Covariance matrix has negative elements on the diagonal

[Mostafa]

Hi,

Optimization problem:

The model is a superconducting flux qubit, which essentially is a Hamiltonian (60x60 Hermitian matrix) that is constructed and diagonalized to get first two eigenenergies. Then these two eigenenergies are asked to be fit to some experimental data to find the qubit parameters (that are used to construct the Hamiltonian).

Solving the optimization problem:

I use 'nelder' method and have installed . I can find my system parameters for a variety of input data, and I have also numdifftools to calculate covariance matrix of the fit result. I can solve the optimization problem for a variety of data, and it converges and yields reasonable parameter errors.

Error encountered:

For some sets of data (which I'm not sure what is unique about them) I can find the optimal fitting parameters when calc_covar=False, but when calc_covar=False I get the following errors at the end:

invalid value encountered in sqrt par.stderr = sqrt(self.result.covar[ivar, ivar])

invalid value encountered in sqrt (par.stderr * sqrt(self.result.covar[jvar, jvar])))

The minimizer gives the same result as the case when calc_covar=False, but when it tries to calculate them it gives this error. Again this does not occur on all my data, but only some

Main problem:

When looking at MinimizerResult.covar, I see that the covariance matrix has negative elements on the diagonal, which is the culprit. I'm not sure how covariance matrix is calculated in your code, but it should always have positive diagonals, as the diagonal elements are sigma**2 and can not be negative. This is the main problem that I wanted to discuss and would appreciate if you could elaborate.

Unfortunately the code that produces this error is extremely lengthy, and when I tried to reproduce this problem with some simpler models and data to post here I failed. However I guess you just need to check for positivity of the diagonal elements of the covariance matrix, and hopefully nothing fancier should be done.

Thanks for you amazing and user-friendly package. 

Cheers,

Mostafa

[Matt Newville]

Hi Mostafa, 

On Fri, Jul 26, 2019 at 3:42 PM Mostafa <mostaf...@gmail.com> wrote:

Hi,

Optimization problem:

The model is a superconducting flux qubit, which essentially is a Hamiltonian (60x60 Hermitian matrix) that is constructed and diagonalized to get first two eigenenergies. Then these two eigenenergies are asked to be fit to some experimental data to find the qubit parameters (that are used to construct the Hamiltonian).

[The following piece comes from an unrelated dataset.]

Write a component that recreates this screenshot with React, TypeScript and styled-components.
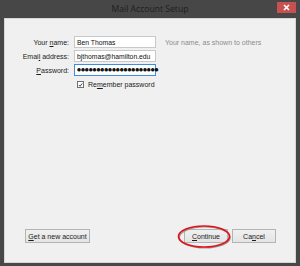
import styled, { createGlobalStyle } from "styled-components";

const GlobalStyle = createGlobalStyle`
  html, body {
    margin: 0;
    padding: 0;
    background: #474747;
  }
  body {
    font-family: "Liberation Sans", Arial, sans-serif;
  }
`;

// letter with the keyboard accelerator underline
const Acc = ({ text, at }: { text: string; at: number }) => (
  <>
    {text.slice(0, at)}
    <U>{text[at]}</U>
    {text.slice(at + 1)}
  </>
);

const App = () => {
  return (
    <>
      <GlobalStyle />
      <Window>
        <TitleBar>
          <span />
          <Title>Mail Account Setup</Title>
          <Close>
            <svg width="7" height="7" viewBox="0 0 7 7">
              <path d="M1 1 L6 6 M6 1 L1 6" stroke="#fff" strokeWidth="1.6" />
            </svg>
          </Close>
        </TitleBar>
        <Content>
          <Form>
            <Label>
              <Acc text="Your name:" at={5} />
            </Label>
            <Field>Ben Thomas</Field>
            <Hint>Your name, as shown to others</Hint>

            <Label>
              <Acc text="Email address:" at={4} />
            </Label>
            <Field>bjthomas@hamilton.edu</Field>
            <span />

            <Label>
              <Acc text="Password:" at={0} />
            </Label>
            <Field $focused>
              <Dots>{"●".repeat(21)}</Dots>
              <Caret />
            </Field>
            <span />

            <CheckRow>
              <Box>
                <svg width="7" height="7" viewBox="0 0 7 7">
                  <path d="M1.2 3.6 L2.9 5.3 L5.9 1.3" stroke="#222" strokeWidth="1.2" fill="none" />
                </svg>
              </Box>
              <CheckText>
                <Acc text="Remember password" at={2} />
              </CheckText>
            </CheckRow>
          </Form>

          <ButtonRow>
            <Button $w={65}>
              <Acc text="Get a new account" at={0} />
            </Button>
            <Right>
              <Circled>
                <Button $w={44}>
                  <Acc text="Continue" at={0} />
                </Button>
                <Ring viewBox="0 0 54 25" preserveAspectRatio="none">
                  <ellipse cx="27" cy="12.5" rx="25.5" ry="10.5" fill="none" stroke="#999" strokeWidth="1.2" transform="translate(0.8 1)" />
                  <ellipse cx="27" cy="12.5" rx="25.5" ry="10.5" fill="none" stroke="#e0121a" strokeWidth="1.7" />
                </Ring>
              </Circled>
              <Button $w={44}>
                <Acc text="Cancel" at={2} />
              </Button>
            </Right>
          </ButtonRow>
        </Content>
      </Window>
    </>
  );
};

export default App;

const Window = styled.div`
  width: 300px;
  height: 266px;
  box-sizing: border-box;
  background: #474747;
  padding: 0 4px 3px 4px;
  display: flex;
  flex-direction: column;
`;

const TitleBar = styled.div`
  height: 18px;
  display: grid;
  grid-template-columns: 1fr auto 1fr;
  align-items: start;
`;

const Title = styled.div`
  font-family: "Open Sans", "Liberation Sans", sans-serif;
  font-size: 8.6px;
  line-height: 18px;
  color: #1e1e1e;
`;

const Close = styled.div`
  justify-self: end;
  margin-top: 2px;
  width: 19px;
  height: 11px;
  background: #c75050;
  display: flex;
  align-items: center;
  justify-content: center;
`;

const Content = styled.div`
  flex: 1;
  background: #f0f0f0;
  border: 1px solid #d6d6d6;
  display: flex;
  flex-direction: column;
  justify-content: space-between;
  padding: 17px 19px 19px 15px;
  font-size: 7px;
  color: #1b1b1b;
`;

const Form = styled.div`
  display: grid;
  grid-template-columns: 49px 82px auto;
  column-gap: 5px;
  row-gap: 2px;
  align-items: center;
`;

const U = styled.span`
  text-decoration: underline;
`;

const Label = styled.div`
  text-align: right;
  white-space: nowrap;
`;

const Field = styled.div<{ $focused?: boolean }>`
  height: 12px;
  box-sizing: border-box;
  background: #fff;
  border: 1px solid ${(p) => (p.$focused ? "#3c8fe0" : "#c9c9c9")};
  padding: 0 2px;
  display: flex;
  align-items: center;
  white-space: nowrap;
  font-size: 6.8px;
  color: #111;
`;

const Dots = styled.span`
  font-family: "DejaVu Sans", sans-serif;
  font-size: 4.5px;
  line-height: 6px;
  letter-spacing: -0.05px;
`;

const Caret = styled.span`
  width: 1px;
  height: 8px;
  background: #000;
`;

const Hint = styled.div`
  color: #8c8c8c;
  white-space: nowrap;
  margin-left: 4px;
`;

const CheckRow = styled.div`
  grid-column: 2 / 4;
  display: flex;
  align-items: center;
  gap: 4px;
  margin-top: 3px;
  padding-left: 3px;
`;

const Box = styled.div`
  width: 7px;
  height: 7px;
  box-sizing: border-box;
  border: 1px solid #707070;
  background: #fff;
  display: flex;
  align-items: center;
  justify-content: center;
  svg {
    width: 6px;
    height: 6px;
  }
`;

const CheckText = styled.span`
  white-space: nowrap;
`;

const ButtonRow = styled.div`
  display: flex;
  justify-content: space-between;
  align-items: center;
  padding-left: 5px;
`;

const Right = styled.div`
  display: flex;
  gap: 4px;
`;

const Circled = styled.div`
  position: relative;
`;

const Ring = styled.svg`
  position: absolute;
  left: -7px;
  top: -5px;
  width: calc(100% + 10px);
  height: calc(100% + 11px);
  pointer-events: none;
`;

const Button = styled.div<{ $w: number }>`
  width: ${(p) => p.$w}px;
  height: 14px;
  box-sizing: border-box;
  border: 1px solid #b4b4b4;
  background: linear-gradient(#f0f0f0, #e4e4e4);
  display: flex;
  align-items: center;
  justify-content: center;
  white-space: nowrap;
  color: #1b1b1b;
`;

Solving the optimization problem:

I use 'nelder' method and have installed . I can find my system parameters for a variety of input data, and I have also numdifftools to calculate covariance matrix of the fit result. I can solve the optimization problem for a variety of data, and it converges and yields reasonable parameter errors.

Error encountered:

For some sets of data (which I'm not sure what is unique about them) I can find the optimal fitting parameters when calc_covar=False, but when calc_covar=False I get the following errors at the end:

invalid value encountered in sqrt par.stderr = sqrt(self.result.covar[ivar, ivar])

invalid value encountered in sqrt (par.stderr * sqrt(self.result.covar[jvar, jvar])))

The minimizer gives the same result as the case when calc_covar=False, but when it tries to calculate them it gives this error. Again this does not occur on all my data, but only some

Main problem:

When looking at MinimizerResult.covar, I see that the covariance matrix has negative elements on the diagonal, which is the culprit. I'm not sure how covariance matrix is calculated in your code, but it should always have positive diagonals, as the diagonal elements are sigma**2 and can not be negative. This is the main problem that I wanted to discuss and would appreciate if you could elaborate.

Hm, that seems odd.   If I were trying to solve this, I would ask a few questions:

   1.  does it work in the cases that fail with `method='nelder'` to use `method='leastsq'`?

   2.  are the fit results sensible?  

   3.  is the value for the model finite, real, etc?

Unfortunately the code that produces this error is extremely lengthy, and when I tried to reproduce this problem with some simpler models and data to post here I failed. However I guess you just need to check for positivity of the diagonal elements of the covariance matrix, and hopefully nothing fancier should be done.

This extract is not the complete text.